Awareness cannot be reduced to something else. Futhermore, it is a well known anomaly in cognitive science that if one explains awareness as a product of material processes then its evolutionary function cannot be explained or understood at all. Awareness merely becomes a byproduct of material processes which could get on just as well without it! This is the paradox known as epiphenomenalism, which, if not resolved, discredits the entire scientific approach to consciousness and invites derision from the sceptically minded. It points out the limits of empiricism and anti-intellectualism. There is no empirical solution to the problem, for the simple reason that radical empiricism is the cause of the problem. Absolute objectivism, or empiricism, as a world view, is a distortion of consciousness which has had disastrous results for mankind. It reinforces a view of nature as a mere aggregation of separately existent entities, in which feeling is a burden and a nuisance, and in which desperate clinging to one’s own life and property is the highest achievement one can aim for. In short, it has led to the utter impoverishment of the human spirit we see all around us today. We no longer feel  a part of nature but apart from it.

Consciousness is not an epiphenomenon. It is not a product of synapses, neurons, lobes, neurotransmitters, or any combination of these things. If we wish to overcome conceptual reinforcement of repression of feeling we must abandon this way of thinking.
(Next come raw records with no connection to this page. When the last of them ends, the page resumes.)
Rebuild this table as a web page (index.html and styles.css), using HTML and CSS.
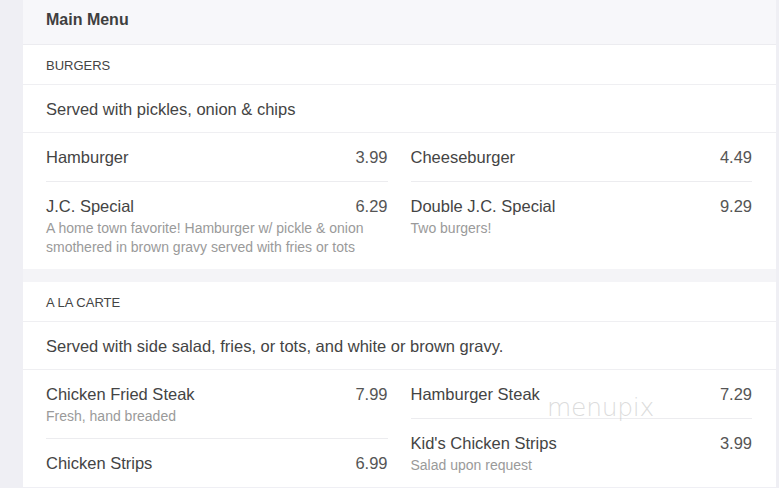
FILE: index.html
```html
<!DOCTYPE html>
<html>
<head>
<meta charset="utf-8">
<link rel="stylesheet" href="styles.css">
</head>
<body>
<div class="page">
  <main class="menu">
    <header class="menu-title">Main Menu</header>

    <section class="card">
      <h2 class="sec-head">BURGERS</h2>
      <p class="sec-desc">Served with pickles, onion &amp; chips</p>
      <div class="cols">
        <div class="col">
          <div class="item">
            <div class="line"><span class="name">Hamburger</span><span class="price">3.99</span></div>
          </div>
          <div class="item">
            <div class="line"><span class="name">J.C. Special</span><span class="price">6.29</span></div>
            <div class="desc">A home town favorite! Hamburger w/ pickle &amp; onion smothered in brown gravy served with fries or tots</div>
          </div>
        </div>
        <div class="col">
          <div class="item">
            <div class="line"><span class="name">Cheeseburger</span><span class="price">4.49</span></div>
          </div>
          <div class="item">
            <div class="line"><span class="name">Double J.C. Special</span><span class="price">9.29</span></div>
            <div class="desc">Two burgers!</div>
          </div>
        </div>
      </div>
    </section>

    <section class="card">
      <h2 class="sec-head">A LA CARTE</h2>
      <p class="sec-desc">Served with side salad, fries, or tots, and white or brown gravy.</p>
      <div class="cols">
        <div class="col">
          <div class="item">
            <div class="line"><span class="name">Chicken Fried Steak</span><span class="price">7.99</span></div>
            <div class="desc">Fresh, hand breaded</div>
          </div>
          <div class="item">
            <div class="line"><span class="name">Chicken Strips</span><span class="price">6.99</span></div>
          </div>
        </div>
        <div class="col">
          <div class="item">
            <div class="line"><span class="name">Hamburger Steak</span><span class="price">7.29</span></div>
          </div>
          <div class="item">
            <div class="line"><span class="name">Kid's Chicken Strips</span><span class="price">3.99</span></div>
            <div class="desc">Salad upon request</div>
          </div>
        </div>
      </div>
      <span class="watermark">menupix</span>
    </section>
  </main>
</div>
</body>
</html>
```

FILE: styles.css
```css
html, body {
  margin: 0;
  padding: 0;
  background: #efeff4;
  font-family: "Liberation Sans", Arial, sans-serif;
  color: #444;
}

.page {
  padding: 0 3px 0 23px;
}

.menu {
  background: #f4f4f7;
  display: flex;
  flex-direction: column;
  gap: 13px;
}

.menu-title {
  background: #f7f7fa;
  font-size: 16px;
  font-weight: bold;
  color: #3f3f3f;
  line-height: 18px;
  padding: 11px 23px 15px;
  border-bottom: 1px solid #ececf0;
  margin-bottom: -13px;
}

.card {
  background: #fff;
  position: relative;
}

.sec-head {
  margin: 0;
  font-size: 13px;
  font-weight: normal;
  line-height: 16px;
  color: #444;
  padding: 13px 23px 10px;
  border-bottom: 1px solid #efeff2;
}

.sec-desc {
  margin: 0;
  font-size: 16.5px;
  line-height: 20px;
  color: #444;
  padding: 14px 23px 13px;
  border-bottom: 1px solid #efeff2;
}

.cols {
  display: grid;
  grid-template-columns: 1fr 1fr;
  column-gap: 23px;
  padding: 0 24px 0 23px;
}

.item {
  padding: 12px 0 12px;
  border-bottom: 1px solid #ececef;
}

.item:last-child {
  border-bottom: none;
}

.line {
  display: flex;
  justify-content: space-between;
  align-items: baseline;
  font-size: 16.5px;
  line-height: 24px;
}

.name {
  color: #444;
}

.price {
  color: #555;
}

.desc {
  font-size: 14px;
  line-height: 19px;
  color: #9a9a9a;
  padding-top: 1px;
}

.watermark {
  position: absolute;
  left: 524px;
  top: 111px;
  font-family: "DejaVu Sans", sans-serif;
  font-weight: 200;
  font-size: 25px;
  letter-spacing: -0.3px;
  color: rgba(185, 185, 185, 0.5);
  pointer-events: none;
}
```
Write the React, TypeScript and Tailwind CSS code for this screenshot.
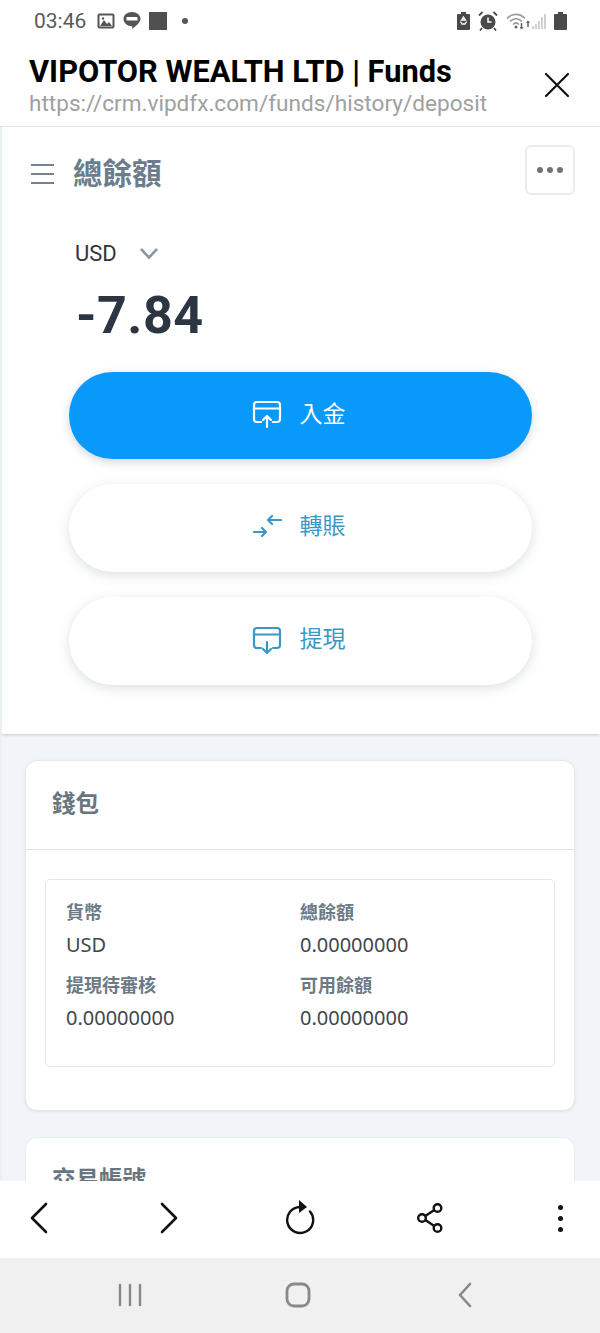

We are under no obligation to answer to those who continue to think like this, because their questions are flawed from the beginning. Our anatomy, considered as an object of knowledge, is the determinate form of something that we have done. By doing it we made it into a determinate form which we were able to perceive later as an object. Its objectness is a result of our own self-coherence, that is, of our own sentient being. Mind and matter are merely different phases in a single intentional process. Neither is the cause of the other, although different phases do condition each other.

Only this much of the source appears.